WHO urges global action to curtail consumption and health impacts of sugary drinks
Taxing sugary drinks can lower consumption and reduce obesity, type 2 diabetes and tooth decay, says a new WHO report.
Fiscal policies that lead to at least a 20% increase in the retail price of sugary drinks would result in proportional reductions in consumption of such products, according to the report titled ‘Fiscal policies for Diet and Prevention of Noncommunicable Diseases (NCDs)’.
Reduced consumption of sugary drinks means lower intake of ‘free sugars’ and calories overall, improved nutrition and fewer people suffering from overweight, obesity, diabetes and tooth decay.
According to the new WHO report, national dietary surveys indicate that drinks and foods high in free sugars can be a major source of unnecessary calories in people’s diets, particularly in the case of children, adolescents and young adults.
It also points out that some groups, including people living on low incomes, young people and those who frequently consume unhealthy foods and beverages, are most responsive to changes in prices of drinks and foods and, therefore, gain the highest health benefits.
Fiscal policies should target foods and beverages for which healthier alternatives are available, the report adds.
The report presents outcomes of a mid-2015 meeting of global experts convened by WHO and an investigation of 11 recent systematic reviews of the effectiveness of fiscal policy interventions for improving diets and preventing NCDs and a technical meeting of global experts.
Fiscal policies for Diet and Prevention of Noncommunicable Diseases (NCDs)
The WHO report is line with the findings of the Discovery! Manuscript titled ‘Effects of Taxing Sugar-sweetened Beverages on Caries and Treatment Costs’ by lead author Falk Schwendicke, Charité-Universitätsmedizin Berlin, Germany.
In this study, Schwendicke and colleagues modeled the implementation of a 20 percent of sugar-sweetened beverages (SBBs) sales tax in a German population and concluded that taxation reduced caries increment and treatment costs especially in younger individuals and those with low income. If such a tax rate of 20 percent was implemented, this could help alleviate the rates in obesity, dental caries increments and perhaps other comorbidities, such as diabetes.

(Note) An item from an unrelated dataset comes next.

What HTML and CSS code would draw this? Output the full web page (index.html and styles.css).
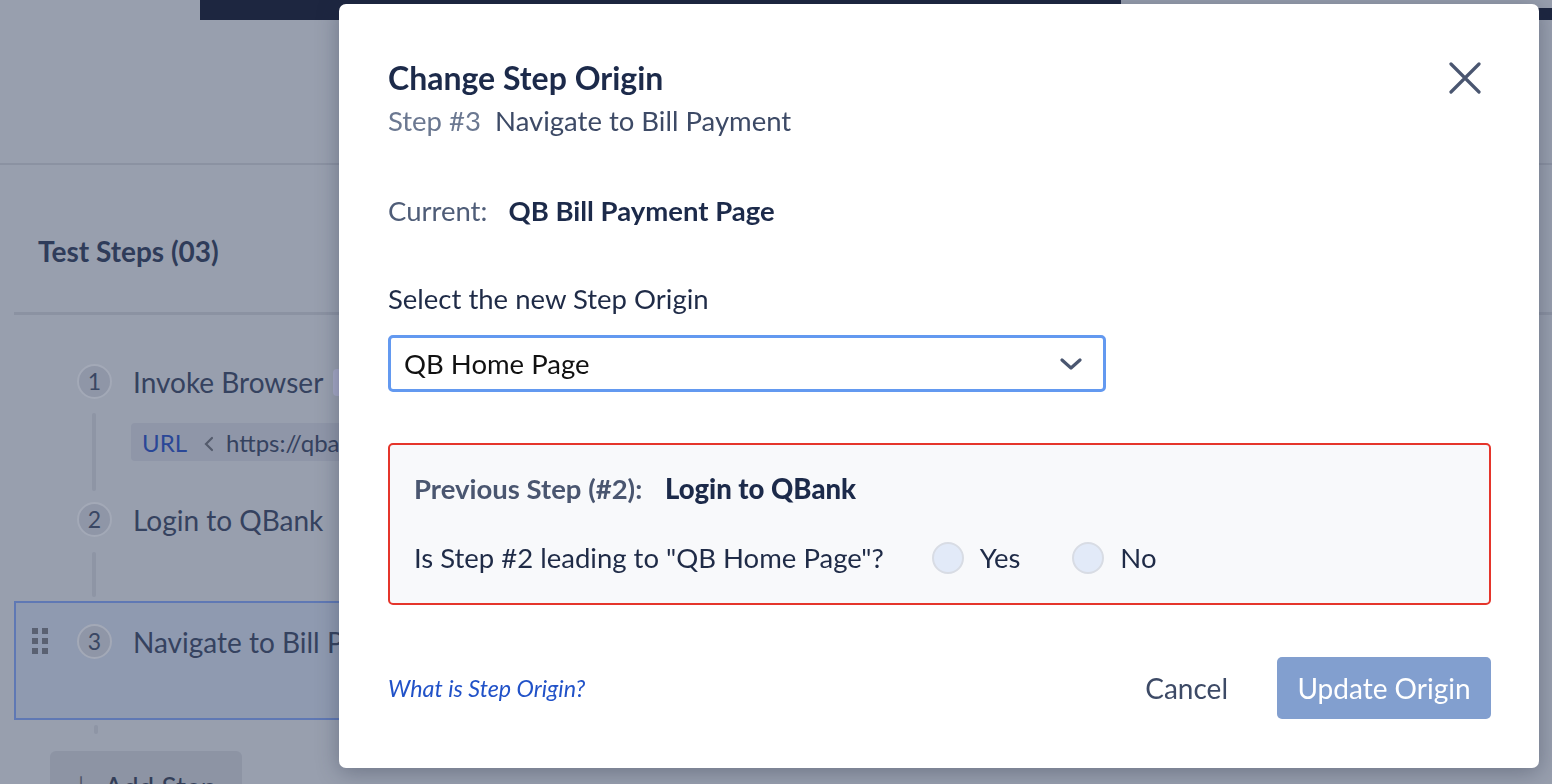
FILE: index.html
```html
<!DOCTYPE html>
<html lang="en">
<head>
    <meta charset="UTF-8">
    <meta name="viewport" content="width=device-width, initial-scale=1.0">
    <title>Change Step Origin</title>
    <link rel="stylesheet" href="styles.css">
</head>
<body>
    <header class="topbar">
        <div class="topbar-tab"></div>
        <div class="topbar-rest"></div>
    </header>
    <section class="top-area"></section>

    <main class="steps-panel">
        <h2 class="steps-title">Test Steps (03)</h2>
        <ul class="steps">
            <li class="step">
                <span class="handle"></span>
                <span class="num">1</span>
                <div class="step-body">
                    <div class="step-name">Invoke Browser <span class="tag"></span></div>
                </div>
            </li>
            <li class="step step-arg">
                <span class="handle"><i class="rail rail-long"></i></span>
                <span class="num-gap"></span>
                <div class="arg">
                    <span class="arg-key">URL</span>
                    <svg class="arg-sep" width="10" height="16" viewBox="0 0 10 16">
                        <path d="M8 2 L2 8 L8 14" stroke="#545b6c" stroke-width="2.2" fill="none" stroke-linecap="round"/>
                    </svg>
                    <span class="arg-val">https://qbank.example.com</span>
                </div>
            </li>
            <li class="step">
                <span class="handle"></span>
                <span class="num">2</span>
                <div class="step-body">
                    <div class="step-name">Login to QBank</div>
                </div>
            </li>
            <li class="step step-spacer">
                <span class="handle"><i class="rail rail-mid"></i></span>
            </li>
            <li class="step step-active">
                <span class="handle">
                    <span class="dots">
                        <i></i><i></i><i></i><i></i><i></i><i></i>
                    </span>
                </span>
                <span class="num">3</span>
                <div class="step-body">
                    <div class="step-name">Navigate to Bill Payment</div>
                </div>
            </li>
        </ul>
        <div class="rail-tail"></div>
        <button class="add-step"><span class="plus">+</span> Add Step</button>
    </main>

    <div class="modal">
        <div class="modal-head">
            <div>
                <h1 class="modal-title">Change Step Origin</h1>
                <p class="modal-sub"><span class="muted">Step #3</span>&nbsp; Navigate to Bill Payment</p>
            </div>
            <button class="close" aria-label="Close">
                <svg width="32" height="32" viewBox="0 0 32 32">
                    <path d="M2 2 L30 30 M30 2 L2 30" stroke="#4a5670" stroke-width="3.2" stroke-linecap="round" fill="none"/>
                </svg>
            </button>
        </div>

        <p class="current"><span class="current-label">Current:</span> <strong>QB Bill Payment Page</strong></p>

        <label class="select-label" for="origin">Select the new Step Origin</label>
        <div class="select">
            <span id="origin">QB Home Page</span>
            <svg width="24" height="14" viewBox="0 0 24 14">
                <path d="M3 3 L12 11 L21 3" stroke="#4a5670" stroke-width="3.2" stroke-linecap="round" stroke-linejoin="round" fill="none"/>
            </svg>
        </div>

        <div class="warning">
            <p class="prev"><span class="prev-label">Previous Step (#2):</span> <strong>Login to QBank</strong></p>
            <div class="question">
                <span class="q-text">Is Step #2 leading to "QB Home Page"?</span>
                <label class="radio"><span class="dot"></span>Yes</label>
                <label class="radio"><span class="dot"></span>No</label>
            </div>
        </div>

        <div class="modal-foot">
            <a class="help" href="#">What is Step Origin?</a>
            <div class="actions">
                <button class="cancel">Cancel</button>
                <button class="primary">Update Origin</button>
            </div>
        </div>
    </div>
</body>
</html>
```

FILE: styles.css
```css
* {
    padding: 0px;
    margin: 0px;
    box-sizing: border-box;
    font-family: Lato, "Open Sans", Arial, sans-serif;
}
:root {
    --navy: #1c2a4a;
    --slate: #3d4a66;
    --gray: #6b7891;
    --icon: #4a5670;
    --dim-bg: #989fae;
    --dim-line: #8b92a2;
    --dim-text: #2f3c5a;
}
body {
    width: 1552px;
    height: 784px;
    overflow: hidden;
    background-color: var(--dim-bg);
}
button {
    border: none;
    background: none;
    cursor: pointer;
}

/* page behind the overlay (already dimmed) */
.topbar {
    display: flex;
    height: 20px;
}
.topbar-tab {
    width: 921px;
    margin-left: 200px;
    background-color: #1d2640;
}
.topbar-rest {
    flex: 1;
    margin-top: 8px;
    background-color: #1d2640;
}
.top-area {
    height: 145px;
    border-bottom: 2px solid var(--dim-line);
}
.steps-panel {
    margin-left: 14px;
}
.steps-title {
    padding: 71px 0 46px 24px;
    line-height: 30px;
    font-size: 28px;
    font-weight: 700;
    color: var(--dim-text);
    border-bottom: 3px solid var(--dim-line);
}
.steps {
    list-style: none;
    margin-top: 48px;
    width: 900px;
}
.step {
    display: flex;
    align-items: center;
}
.handle {
    width: 63px;
    flex-shrink: 0;
    align-self: stretch;
    display: flex;
    justify-content: center;
    align-items: center;
    position: relative;
}
.num {
    width: 35px;
    height: 35px;
    border-radius: 50%;
    background-color: #8f96a7;
    border: 2px solid #a3a9b7;
    color: #3a4763;
    font-size: 23px;
    display: flex;
    align-items: center;
    justify-content: center;
    flex-shrink: 0;
}
.num-gap {
    width: 35px;
    flex-shrink: 0;
}
.step-body {
    margin-left: 21px;
    white-space: nowrap;
}
.step-name {
    font-size: 28px;
    line-height: 34px;
    margin-top: 2px;
    color: #35425f;
    display: flex;
    align-items: center;
    gap: 10px;
}
.tag {
    display: inline-block;
    width: 40px;
    height: 27px;
    border-radius: 4px;
    background-color: #a5a8c6;
}
.step-arg {
    height: 102px;
    align-items: flex-start;
}
.rail {
    position: absolute;
    left: 78px;
    width: 4px;
    border-radius: 2px;
    background-color: #8e95a5;
}
.rail-long {
    top: 14px;
    height: 78px;
}
.rail-mid {
    top: 15px;
    height: 45px;
}
.arg {
    margin: 24px 0 0 19px;
    height: 38px;
    width: 300px;
    padding-left: 11px;
    border-radius: 4px 0 0 4px;
    background-color: #8f96a8;
    display: flex;
    align-items: center;
    font-size: 24px;
    white-space: nowrap;
    overflow: hidden;
}
.arg-key {
    color: #2a4797;
}
.arg-sep {
    flex-shrink: 0;
    margin: 3px 12px 0 17px;
}
.arg-val {
    color: #35425f;
}
.step-spacer {
    height: 64px;
}
.step-active {
    height: 119px;
    width: 340px;
    padding-bottom: 39px;
    background-color: #8f9ab0;
    border: 2px solid #5f78b4;
    border-right: none;
}
.step-active .handle {
    width: 61px;
    justify-content: flex-start;
    padding-left: 16px;
}
.dots {
    display: grid;
    grid-template-columns: 6px 6px;
    gap: 4px 4px;
}
.dots i {
    width: 6px;
    height: 6px;
    background-color: #5a6172;
}
.rail-tail {
    width: 4px;
    height: 9px;
    margin: 5px 0 0 80px;
    border-radius: 2px;
    background-color: #8e95a5;
}
.add-step {
    margin: 17px 0 0 36px;
    width: 192px;
    height: 60px;
    border-radius: 6px;
    background-color: #8d94a4;
    color: #333e58;
    font-size: 28px;
    text-align: left;
    padding: 4px 0 0 20px;
    white-space: nowrap;
}
.plus {
    font-size: 38px;
    font-weight: 300;
    color: #4f5668;
    margin-right: 6px;
}

/* modal */
.modal {
    position: fixed;
    left: 339px;
    top: 4px;
    width: 1200px;
    height: 764px;
    padding: 56px 48px 49px 49px;
    background-color: #ffffff;
    border-radius: 7px;
    box-shadow: 0 4px 22px rgba(30, 38, 60, 0.35);
}
.modal-head {
    display: flex;
    justify-content: space-between;
    align-items: flex-start;
}
.modal-title {
    font-size: 32px;
    line-height: 36px;
    font-weight: 700;
    color: var(--navy);
}
.modal-sub {
    margin-top: 10px;
    font-size: 27.5px;
    line-height: 30px;
    color: var(--slate);
}
.muted {
    color: var(--gray);
}
.close {
    margin: 2px 10px 0 0;
    width: 32px;
    height: 32px;
}
.current {
    margin-top: 60px;
    font-size: 27.5px;
    line-height: 30px;
    color: #4f5d78;
}
.current strong {
    margin-left: 14px;
    color: var(--navy);
}
.select-label {
    display: block;
    margin-top: 58px;
    font-size: 27.5px;
    line-height: 30px;
    color: #1f2b47;
}
.select {
    margin-top: 21px;
    width: 718px;
    height: 57px;
    border: 3px solid #6399f0;
    border-radius: 5px;
    display: flex;
    align-items: center;
    justify-content: space-between;
    padding: 0 20px 0 13px;
    font-size: 27.5px;
    color: #111111;
}
.warning {
    margin-top: 51px;
    height: 162px;
    border: 2px solid #e5352b;
    border-radius: 5px;
    background-color: #f8f9fb;
    padding: 29px 26px 0 24px;
}
.prev {
    font-size: 27.5px;
    line-height: 30px;
    font-weight: 700;
    color: var(--navy);
}
.prev-label {
    color: #4a5670;
    margin-right: 16px;
}
.question {
    margin-top: 38px;
    display: flex;
    align-items: center;
    font-size: 27.5px;
    line-height: 30px;
    color: #1f2b47;
}
.q-text {
    margin-right: 48px;
}
.radio {
    display: flex;
    align-items: center;
    gap: 16px;
    margin-right: 52px;
}
.dot {
    width: 32px;
    height: 32px;
    border-radius: 50%;
    background-color: #e2eaf8;
    border: 2px solid #d8dce4;
}
.modal-foot {
    margin-top: 52px;
    display: flex;
    justify-content: space-between;
    align-items: center;
}
.help {
    font-size: 23.3px;
    font-style: italic;
    color: #2152c8;
    text-decoration: none;
}
.actions {
    display: flex;
    align-items: center;
    gap: 49px;
}
.cancel {
    font-size: 28px;
    color: var(--slate);
}
.primary {
    width: 214px;
    height: 62px;
    border-radius: 5px;
    background-color: #829fcf;
    color: #ffffff;
    font-size: 28px;
}
```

This manuscript, published early October in the OnlineFirst portion of the Journal of Dental Research (JDR), provides the first economic evaluation of the effect of taxation on caries experience and treatment costs.
Needless to say, the WHO report and policy measures in countries such as Mexico and the UK have sent the food and beverage lobby into overdrive. The International Council of Beverages Associations (ICBA) has developed a video entitled ‘The Truth About Beverage Taxes’, which, it claims, shows the true cost of a tax on consumers and small business people, and how the tax does not work as proponents say it will.
The UNESDA, which represents the European soft drinks industry (comprising still drinks, cordials, dilutables, carbonates, fruit drinks, energy drinks, iced teas and coffees, squashes and sports drinks) has attacked the measures as impractical - ‘Why food and drink taxes don’t work’ - and, by implication, economically damaging – 'The European soft drinks industry: rooted in the European economy'.
In January 2016, the UK-based Institute for Economic Affairs issued the seven-page ‘Sugar taxes: a briefing’.